Lawmakers in their endless search for revenue look to tax everything. Unfortunately, they sometimes think of gaming revenue in the same way they think about retail revenue. And thus, casino taxation is frequently thought of in the same category as tobacco and alcohol; if anyone wishes to engage in this unhealthy behavior they will have to pay a premium. That thinking leads to the extremely high tax rate in states such as Pennsylvania. One can imagine the impact on retail if stores were taxed on their gross sales. No grocery store could remain in business with even an eight percent tax on gross sales; the lowest gaming tax rate in the country. But imagine a tax of fifty percent of gross sales, like the gaming rate in Pennsylvania – you would not be able to buy even milk and bread, as no retail stores could exist. To further complicate the comparison, consider the impact of a retail license in the millions of dollars. It is obviously an untenable model and yet lawmakers consider it perfectly reasonable as a model for casinos.

There is nothing new in anything I have said, but people are pushing the refresh button due to the current interest in legalizing sports betting. The United States Supreme Court is poised to set the stage for legal sports betting in the country in any state that chooses to legalize it. New Jersey passed a law authorizing sports betting within the state, but federal authorities said the law violated federal law.
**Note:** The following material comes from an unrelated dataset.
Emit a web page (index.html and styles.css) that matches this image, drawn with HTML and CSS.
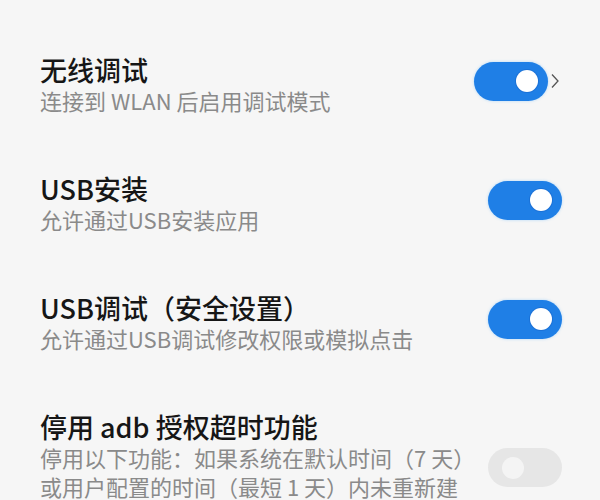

The federal government and New Jersey have been in a lawsuit ever since and now it is before the Supreme Court. If the court rules in New Jersey’s favor, as many people believe it will, then the door will be open for other states to legalize sports betting. Some states already are passing legislation in anticipation of that decision. To fans of sports betting, it seems like the dawn of a new era; no longer will they have to travel to Nevada or gamble illegally online to bet on their favorite team.
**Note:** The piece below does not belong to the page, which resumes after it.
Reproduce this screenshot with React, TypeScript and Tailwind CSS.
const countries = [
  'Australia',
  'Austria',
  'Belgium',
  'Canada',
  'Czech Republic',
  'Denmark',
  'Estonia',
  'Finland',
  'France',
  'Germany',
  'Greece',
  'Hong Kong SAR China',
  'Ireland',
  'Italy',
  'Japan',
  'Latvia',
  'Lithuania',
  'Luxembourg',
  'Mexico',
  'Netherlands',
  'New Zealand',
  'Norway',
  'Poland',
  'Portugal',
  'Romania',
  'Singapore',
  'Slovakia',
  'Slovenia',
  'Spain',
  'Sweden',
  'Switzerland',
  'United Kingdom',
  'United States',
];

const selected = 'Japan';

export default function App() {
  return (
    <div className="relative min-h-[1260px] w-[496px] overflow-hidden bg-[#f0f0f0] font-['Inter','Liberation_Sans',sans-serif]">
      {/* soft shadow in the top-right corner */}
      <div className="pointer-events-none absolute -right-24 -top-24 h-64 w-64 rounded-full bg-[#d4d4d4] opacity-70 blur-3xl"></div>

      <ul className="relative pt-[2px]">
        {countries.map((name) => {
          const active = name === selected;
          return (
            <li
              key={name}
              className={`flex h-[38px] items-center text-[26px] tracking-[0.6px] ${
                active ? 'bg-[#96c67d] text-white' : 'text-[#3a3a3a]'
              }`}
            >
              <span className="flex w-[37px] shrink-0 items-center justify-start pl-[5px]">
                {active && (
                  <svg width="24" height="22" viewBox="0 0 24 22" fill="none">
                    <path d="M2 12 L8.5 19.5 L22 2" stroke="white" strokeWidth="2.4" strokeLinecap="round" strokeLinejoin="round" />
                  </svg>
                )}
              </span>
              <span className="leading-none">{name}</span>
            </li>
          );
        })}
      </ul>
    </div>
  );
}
But, a word of caution – no one should get too excited yet. Whether or not sports betting becomes legal and successful depends on the legislation in each state. There are already some warning signs and most of those signs can be related to the faulty comparison of retail sales to casino revenue. As lawmakers examine the issue of sports wager, they are looking for the moral high ground. To protect their reputations they want to insure that only the most upstanding operators will be allowed to offer sports betting. Those found suitable will be expected to pay a high licensing premium. This too comes from the myths surrounding casino gaming; many people believe a casino license is a license to print money. And because those operators are going to be making so much money, the state is entitled to a tax rate that is commensurate with the profits. Illinois thinks 20 percent is appropriate and Pennsylvania wants 36 percent. That is fair, isn’t it?

No, it is not fair. And the reason is simple, sports betting, like all casino games is not the sale of a product. It is a contest between the gambler and the bookie. As everyone knows, over the long-term the house usually wins, but far less than one might expect. Nevada is the only state that can serve as a model. The University of Nevada in Las Vegas publishes the numbers on sports betting since 1984. The win varies from year to year; the largest win percentage was in 2006 when sports books won 7.8 percent; the worst year was 1987 with 1.5 percent. In general for the last ten years or so, the win has averaged between 4 and 5 percent. Clearly if a tax were to be imposed on gross handle, a sports betting industry could not exist. But even if the win were to be taxed, a high tax rate would make it nearly impossible for sports books to operate profitably. Besides the tax, the win has to service the debt incurred in setting up the book, which includes the infrastructure – a modern Las Vegas sports book costs between $20 and $50 million to build and there is the cost of the initial license, wages, utilities and other related expenses such as advertising and marketing. After expenses, sports books in Illinois or Pennsylvania would not be profitable.

But that is not all. The National Basketball Association wants a cut and we have to assume the other sports leagues will also want a piece of the action. The NBA is not being greedy; it just wants what it considers a fair share. The NBA argues that it produces the product upon which the gamblers will wager. In its argument to the New York legislature the NBA asked for a mere 1 percent – reasonable, no? No it is not reasonable because the NBA like many others seeking to profit from casino revenue does not understand the issue. The NBA wants 1 percent of the handle, not the win. Let me quote Richard Wells, a long time industry insider with a very high degree of expertise. Richard says: For ballpark numbers, the sports betting handle in Nevada was over four billion dollars in 2016. A 1% rake to the NBA would be $40 million. The net win to Nevada casinos was only 200 million. Thus a 1% fee to the NBA is the equivalent of 20% of win.

In no year did the sports books in Nevada ever win 20 percent. In fact that is over twice the amount of the win in Nevada sports books. So, where does that leave us? If the Supreme Court rules in New Jersey’s favor, sports betting will proceed. The success of sports wagering will depend on several things including the tax rate, the professional league cut of the action and the population of the state. Experience tells me not to expect lawmakers in every state to suddenly become reasonable; nor is it reasonable to expect the leagues to make a serious effort to understand the economics of sports betting. The billions and billions of dollars said to be wagered nationally sound too much like profit to the leagues at this point. The last point, the size of the potential betting population, is as important as the other two. It does not matter what tax rate South Dakota or Maine chooses, there simply are not enough gamblers to make it profitable in those states. New York, California, Illinois, Florida and Texas are the plums, but only if the leagues and lawmakers take the time needed to understand the fundamental economics of the game. In my mind, that is a very tall order.